Hokkaido University glacier scientist Shin Sugiyama and doctoral student Shuntaro Hata were studying glacier fluctuations in Chilean Patagonia using satellite images, when they noticed that the proglacial lake Lago Greve had shrunk significantly in the short time between April and July of 2020. In their publication of these findings in the journal Communications Earth & Environment, they add further analysis of the available data confirming that the lake’s water level dropped by 18 meters, which translates to a loss of 3.7 cubic kilometers (or, giga-tonnes) of water—the largest such event observed by a satellite to date.
This huge loss of water even measurably changed the gravity field of Earth, as recorded by GRACE satellites, even though quantitative data from these satellites is inconsistent with the actual amount of water drained. Finally, careful analysis of the satellite imagery and topographic data from before and after the event enabled them to deduce that the cause of the release probably was the collapse of a sediment bump close to the outlet of the lake.

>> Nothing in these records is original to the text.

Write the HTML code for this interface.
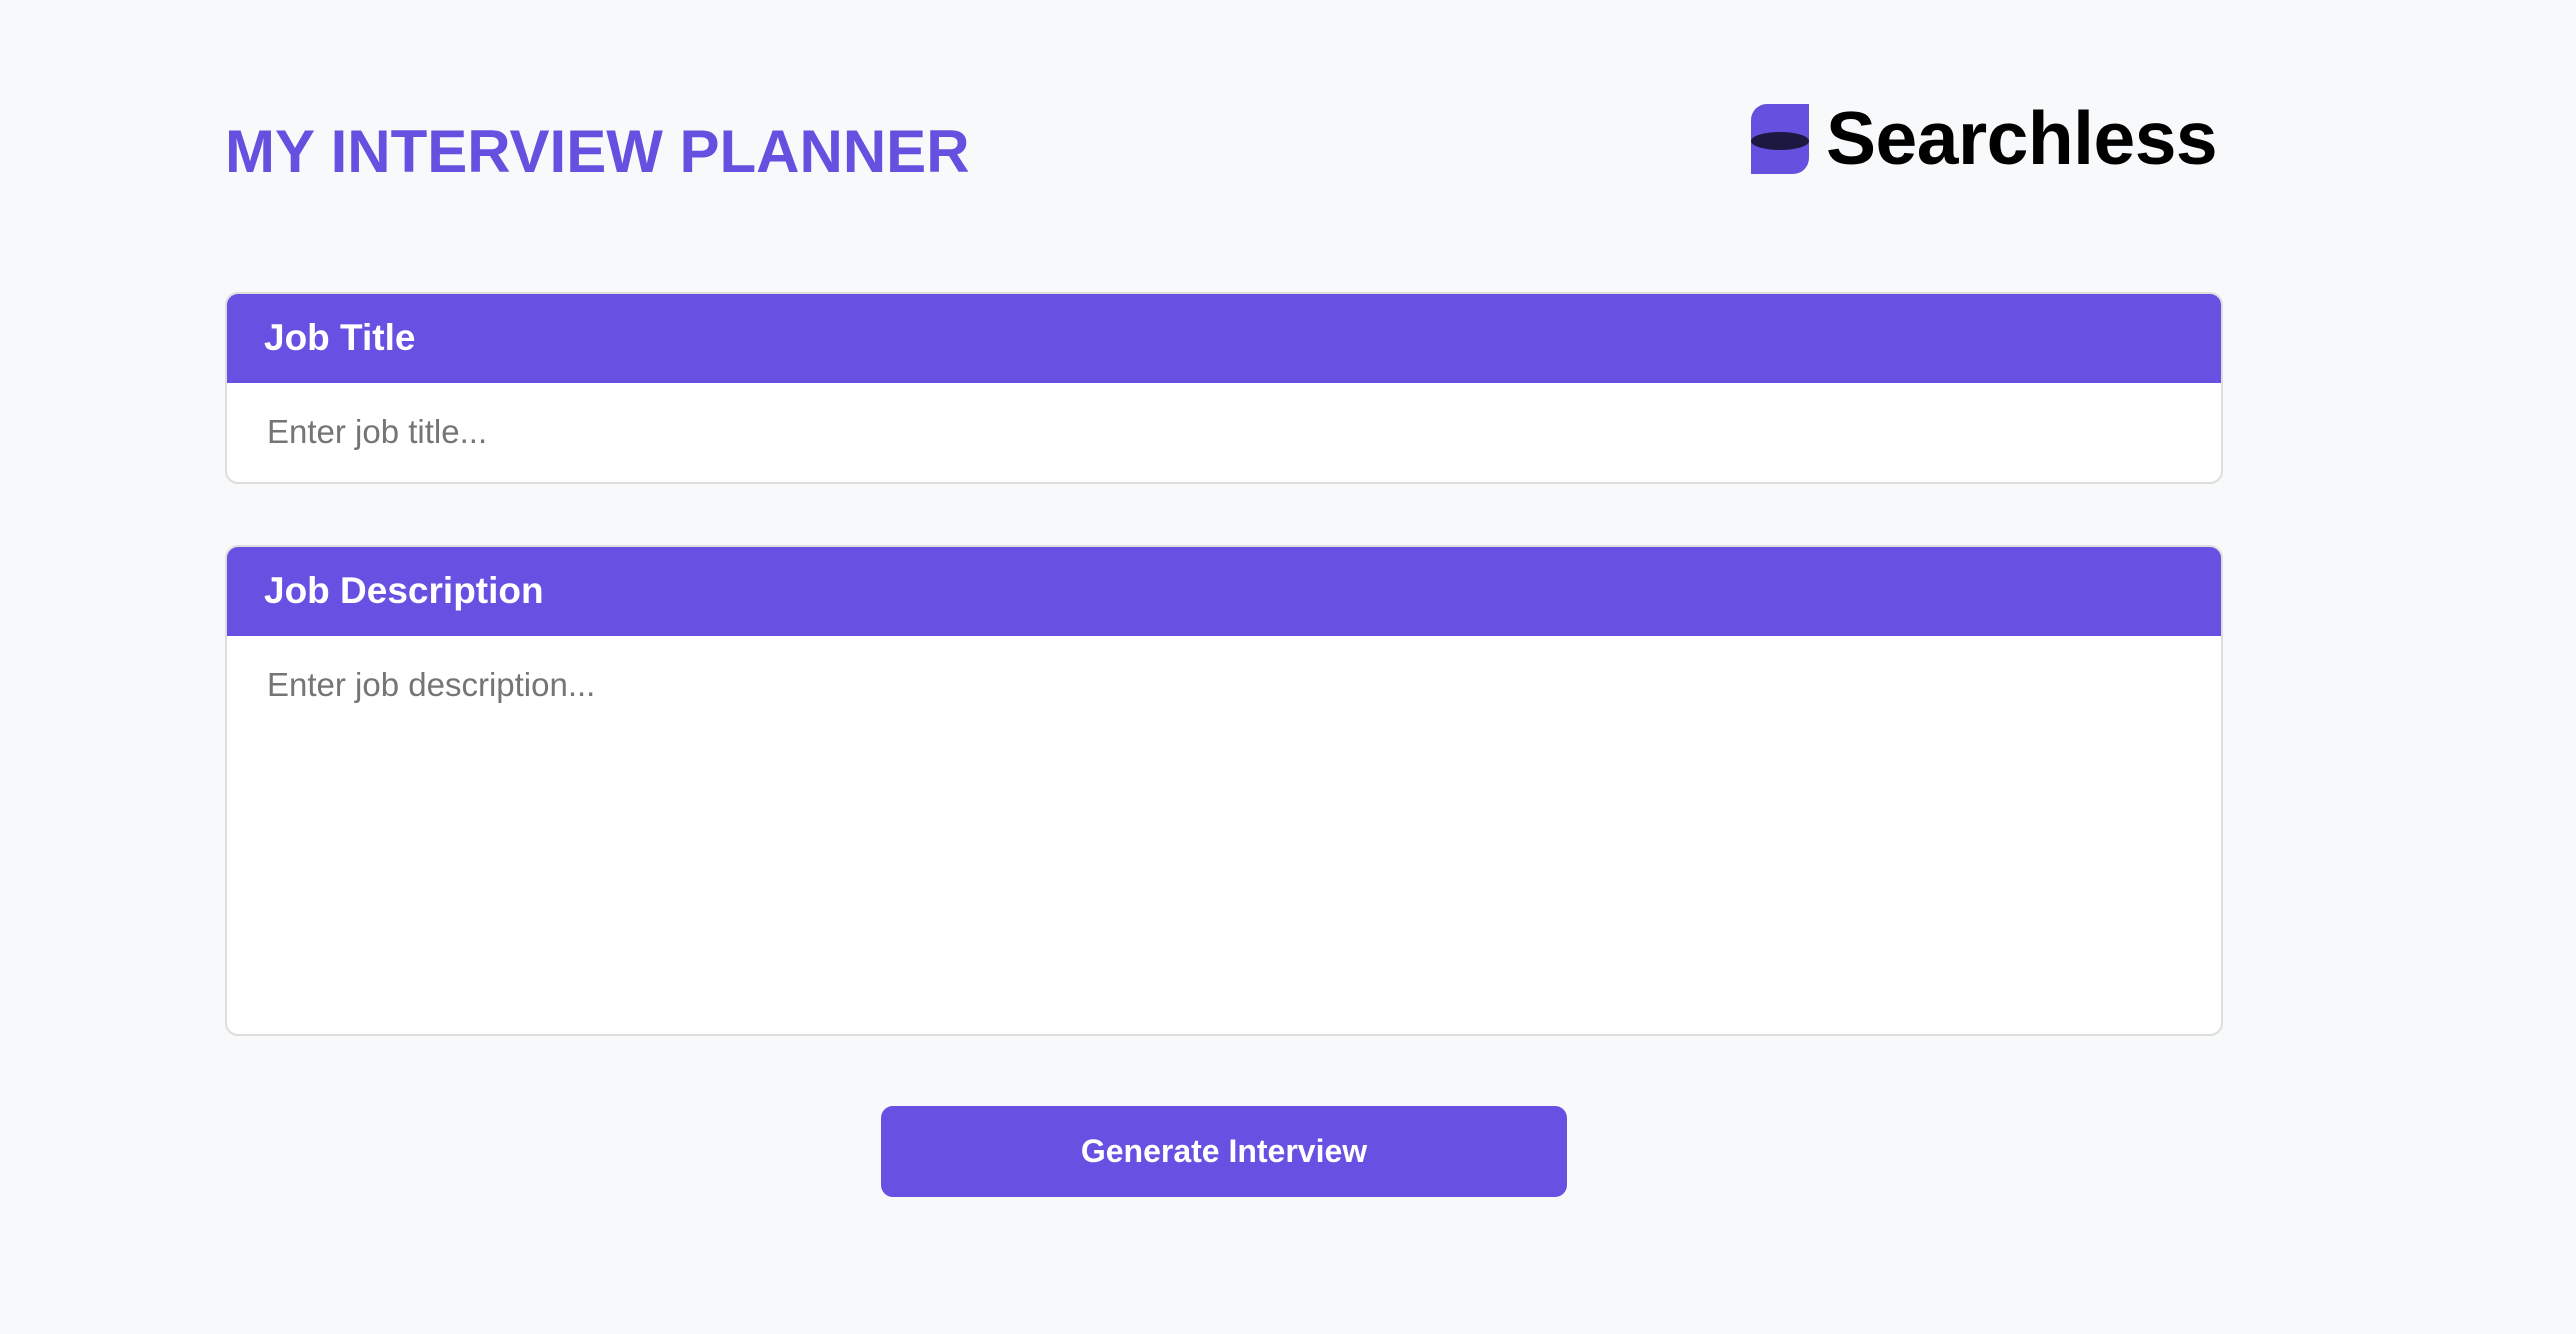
<!DOCTYPE html>
<html><head><meta charset="utf-8"><style>
*{box-sizing:border-box;margin:0;padding:0}
body{width:2576px;height:1334px;background:#f8f9fa;font-family:"Liberation Sans",sans-serif;position:relative;overflow:hidden}
.title{position:absolute;left:225px;top:117px;font-size:60px;font-weight:bold;color:#6650e0;white-space:nowrap}
.logo{position:absolute;left:1751px;top:104px}
.brand{position:absolute;left:1826px;top:101px;font-size:75px;font-weight:bold;color:#000;letter-spacing:-0.5px;line-height:1}
.box{position:absolute;left:225px;width:1998px;background:#fff;border:2px solid #dedede;border-radius:13px;overflow:hidden}
.hd{background:#6750e2;color:#fff;font-weight:bold;font-size:37px;height:91px;line-height:91px;padding-left:39px;margin:-2px -2px 0}
.ph{color:#757575;font-size:33px;padding-left:40px}
.btn{position:absolute;left:881px;top:1106px;width:686px;height:91px;background:#6750e2;border-radius:12px;color:#fff;font-weight:bold;font-size:32px;text-align:center;line-height:91px}
</style></head><body>
<div class="title">MY INTERVIEW PLANNER</div>
<svg class="logo" width="58" height="70" viewBox="0 0 58 70">
<defs><clipPath id="lo"><path d="M0,37 A29,9 0 0 1 58,37 V54 A16,16 0 0 1 42,70 H0 Z"/></clipPath></defs>
<path d="M0,16 A16,16 0 0 1 16,0 H58 V37 A29,9 0 0 1 0,37 Z" fill="#6650e0"/>
<path d="M0,37 A29,9 0 0 1 58,37 V54 A16,16 0 0 1 42,70 H0 Z" fill="#6650e0"/>
<path d="M0,16 A16,16 0 0 1 16,0 H58 V37 A29,9 0 0 1 0,37 Z" fill="#1d1840" clip-path="url(#lo)"/>
</svg>
<div class="brand">Searchless</div>
<div class="box" style="top:292px;height:192px"><div class="hd">Job Title</div><div class="ph" style="line-height:98px">Enter job title...</div></div>
<div class="box" style="top:545px;height:491px"><div class="hd">Job Description</div><div class="ph" style="padding-top:30px">Enter job description...</div></div>
<div class="btn">Generate Interview</div>
</body></html>
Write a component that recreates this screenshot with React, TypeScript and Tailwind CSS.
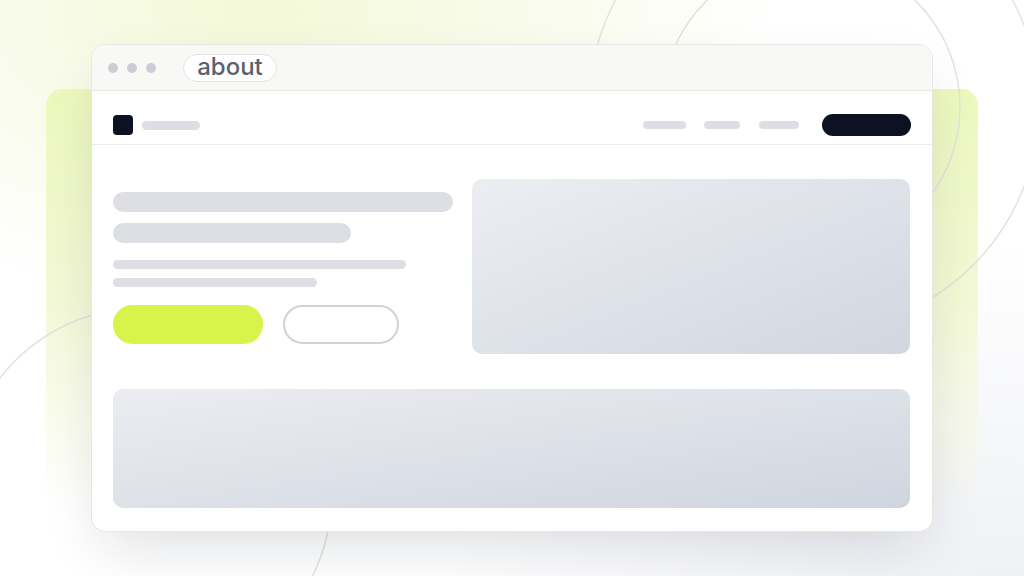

This study opens up many interesting aspects. For one, it points the way for future research on glacial dynamics. Sugiyama explains: “These results provide detailed information on large-scale glacial lake outburst floods, which occur very rarely, and are important for understanding disasters caused by glacial lake failures.”
It also highlights the possibility and the current limitations of using GRACE satellite data for observing such events.
The researchers suggest: “The importance of GRACE measurements in studying such events would be increased if the calculation of the gravity field readings is adapted for localized events.”
And finally, the study provides concrete data that can be used to better understand the dynamics of the interactions between glaciers and the lakes they form, as “the observed changes in the water level of glacial lakes can be used to predict changes in the glacier inflow into the lakes.”